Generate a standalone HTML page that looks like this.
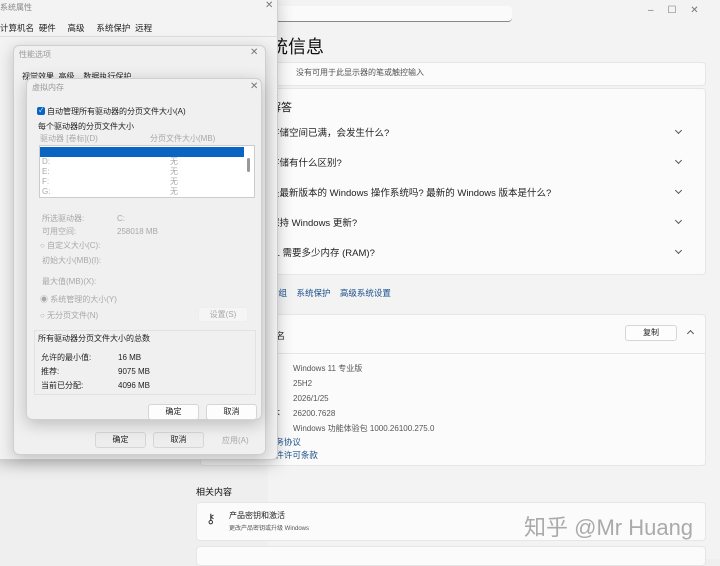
<!DOCTYPE html>
<html><head><meta charset="utf-8"><style>
*{margin:0;padding:0;box-sizing:border-box}
body{width:720px;height:559px;overflow:hidden;background:#efefef;font-family:"Liberation Sans","Noto Sans CJK SC",sans-serif;font-size:8px;color:#222;position:relative}
.a{position:absolute;white-space:nowrap}
.card{position:absolute;background:#fbfbfb;border:1px solid #e6e6e6;border-radius:4px}
.chev{position:absolute;left:676px;width:5px;height:5px;border-right:1px solid #555;border-bottom:1px solid #555;transform:rotate(45deg)}
.dlg{position:absolute;background:#f0f0f0;border:1px solid #cfcfcf;border-radius:6px;box-shadow:0 4px 16px rgba(0,0,0,.22)}
.btn{position:absolute;background:#fdfdfd;border:1px solid #d6d6d6;border-radius:3px;text-align:center;line-height:14px;font-size:8px}
.g{color:#a8a8a8}
</style></head><body>
<div class="a" style="left:268px;top:0;width:452px;height:559px;background:#f3f3f3"></div>
<div class="a" style="left:270px;top:6px;width:242px;height:16px;background:#fafafa;border-radius:4px;border-bottom:1px solid #888"></div>
<div class="a" style="left:648px;top:5px;font-size:10px;color:#777">–&nbsp;&nbsp;&nbsp;&nbsp;&nbsp;☐&nbsp;&nbsp;&nbsp;&nbsp;&nbsp;✕</div>
<div class="a" style="left:270px;top:33px;font-size:18px;color:#111">统信息</div>
<div class="card" style="left:268px;top:62px;width:438px;height:24px"></div>
<div class="a" style="left:296px;top:67px;color:#555">没有可用于此显示器的笔或触控输入</div>
<div class="card" style="left:268px;top:88px;width:438px;height:187px"></div>
<div class="a" style="left:270px;top:99px;font-size:11px;color:#111">解答</div>
<div class="a" style="left:270px;top:125px;font-size:9.5px">存储空间已满，会发生什么?</div><div class="chev" style="top:128px"></div>
<div class="a" style="left:270px;top:155px;font-size:9.5px">存储有什么区别?</div><div class="chev" style="top:158px"></div>
<div class="a" style="left:270px;top:185px;font-size:9.5px">是最新版本的 Windows 操作系统吗? 最新的 Windows 版本是什么?</div><div class="chev" style="top:188px"></div>
<div class="a" style="left:270px;top:215px;font-size:9.5px">保持 Windows 更新?</div><div class="chev" style="top:218px"></div>
<div class="a" style="left:270px;top:245px;font-size:9.5px">11 需要多少内存 (RAM)?</div><div class="chev" style="top:248px"></div>
<div class="a" style="left:270px;top:287px;color:#1a4f8a;font-size:8.5px">作组&nbsp;&nbsp;&nbsp;&nbsp;系统保护&nbsp;&nbsp;&nbsp;&nbsp;高级系统设置</div>
<div class="card" style="left:200px;top:314px;width:506px;height:152px"></div>
<div class="a" style="left:200px;top:353px;width:506px;height:1px;background:#e6e6e6"></div>
<div class="a" style="left:276px;top:329px;font-size:9px">名</div>
<div class="btn" style="left:625px;top:325px;width:52px;height:16px">复制</div>
<div class="a" style="left:688px;top:331px;width:5px;height:5px;border-left:1px solid #555;border-top:1px solid #555;transform:rotate(45deg)"></div>
<div class="a" style="left:293px;top:361px;color:#555;line-height:15px">Windows 11 专业版<br>25H2<br>2026/1/25<br>26200.7628<br>Windows 功能体验包 1000.26100.275.0</div>
<div class="a" style="left:262px;top:406px;font-size:9px">版本</div>
<div class="a" style="left:230px;top:436px;color:#1a4f8a;line-height:13px;font-size:8.5px">Microsoft 服务协议<br>Microsoft 软件许可条款</div>
<div class="a" style="left:196px;top:485px;font-size:9px;color:#111">相关内容</div>
<div class="card" style="left:196px;top:502px;width:510px;height:39px"></div>
<div class="a" style="left:206px;top:511px;font-size:13px;color:#333">⚷</div>
<div class="a" style="left:229px;top:510px;font-size:8px">产品密钥和激活</div>
<div class="a" style="left:229px;top:523px;font-size:6px;color:#555">更改产品密钥或升级 Windows</div>
<div class="card" style="left:196px;top:546px;width:510px;height:20px"></div>
<div class="a" style="left:524px;top:510px;font-size:22px;color:rgba(150,150,150,.8)">知乎 @Mr Huang</div>
<!-- system properties -->
<div class="dlg" style="left:-6px;top:-6px;width:284px;height:466px;background:#f3f3f3"></div>
<div class="a" style="left:0;top:2px;color:#888">系统属性</div>
<div class="a" style="left:265px;top:0;color:#777;font-size:10px">✕</div>
<div class="a" style="left:0;top:22px;font-size:8.5px">计算机名&nbsp;&nbsp;硬件&nbsp;&nbsp;&nbsp;&nbsp;&nbsp;高级&nbsp;&nbsp;&nbsp;&nbsp;&nbsp;系统保护&nbsp;&nbsp;远程</div>
<div class="a" style="left:0;top:36px;width:278px;height:1px;background:#ddd"></div>
<!-- performance options -->
<div class="dlg" style="left:13px;top:45px;width:253px;height:410px"></div>
<div class="a" style="left:19px;top:49px;color:#999">性能选项</div>
<div class="a" style="left:250px;top:47px;color:#777;font-size:10px">✕</div>
<div class="a" style="left:22px;top:71px">视觉效果&nbsp;&nbsp;高级&nbsp;&nbsp;&nbsp;&nbsp;数据执行保护</div>
<div class="btn" style="left:95px;top:432px;width:51px;height:16px;background:#ededed">确定</div>
<div class="btn" style="left:153px;top:432px;width:51px;height:16px;background:#ededed">取消</div>
<div class="a g" style="left:222px;top:435px">应用(A)</div>
<!-- virtual memory -->
<div class="dlg" style="left:26px;top:78px;width:236px;height:342px"></div>
<div class="a" style="left:32px;top:82px;color:#999">虚拟内存</div>
<div class="a" style="left:250px;top:81px;color:#777;font-size:10px">✕</div>
<div class="a" style="left:37px;top:107px;width:8px;height:8px;background:#0a64c2;border-radius:2px;color:#fff;font-size:6px;line-height:8px;text-align:center">✓</div>
<div class="a" style="left:47px;top:106px">自动管理所有驱动器的分页文件大小(A)</div>
<div class="a" style="left:38px;top:121px">每个驱动器的分页文件大小</div>
<div class="a g" style="left:40px;top:133px">驱动器 [卷标](D)</div>
<div class="a g" style="left:150px;top:133px">分页文件大小(MB)</div>
<div class="a" style="left:39px;top:145px;width:216px;height:53px;background:#fff;border:1px solid #ccc"></div>
<div class="a" style="left:40px;top:147px;width:204px;height:10px;background:#0a64c2"></div>
<div class="a" style="left:247px;top:158px;width:3px;height:14px;background:#999;border-radius:2px"></div>
<div class="a g" style="left:42px;top:157px;line-height:10px">D:<br>E:<br>F:<br>G:</div>
<div class="a g" style="left:170px;top:157px;line-height:10px">无<br>无<br>无<br>无</div>
<div class="a g" style="left:42px;top:212px;line-height:13px">所选驱动器:<br>可用空间:</div>
<div class="a g" style="left:117px;top:212px;line-height:13px">C:<br>258018 MB</div>
<div class="a g" style="left:40px;top:240px">○ 自定义大小(C):</div>
<div class="a g" style="left:42px;top:255px">初始大小(MB)(I):</div>
<div class="a g" style="left:42px;top:276px">最大值(MB)(X):</div>
<div class="a g" style="left:40px;top:294px">◉ 系统管理的大小(Y)</div>
<div class="a g" style="left:40px;top:310px">○ 无分页文件(N)</div>
<div class="btn g" style="left:198px;top:307px;width:50px;height:15px;background:#f5f5f5;border-color:#eee">设置(S)</div>
<div class="a" style="left:34px;top:330px;width:222px;height:65px;border:1px solid #e2e2e2"></div>
<div class="a" style="left:38px;top:333px">所有驱动器分页文件大小的总数</div>
<div class="a" style="left:41px;top:351px;line-height:14px">允许的最小值:<br>推荐:<br>当前已分配:</div>
<div class="a" style="left:118px;top:351px;line-height:14px">16 MB<br>9075 MB<br>4096 MB</div>
<div class="btn" style="left:148px;top:404px;width:51px;height:16px">确定</div>
<div class="btn" style="left:206px;top:404px;width:51px;height:16px">取消</div>
</body></html>
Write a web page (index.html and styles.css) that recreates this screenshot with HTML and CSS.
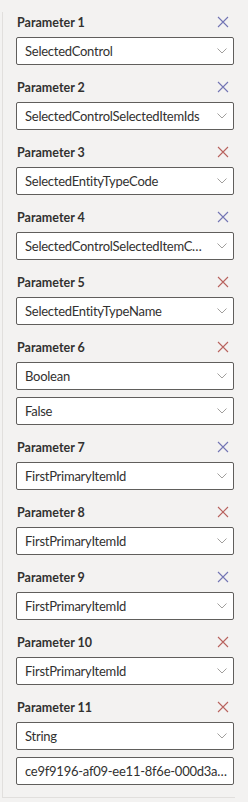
·····
What to do:
From the data, pick out every line that includes "page".

Finished exercise:
Generate a standalone HTML page that looks like this.
Write a web page (index.html and styles.css) that recreates this screenshot with HTML and CSS.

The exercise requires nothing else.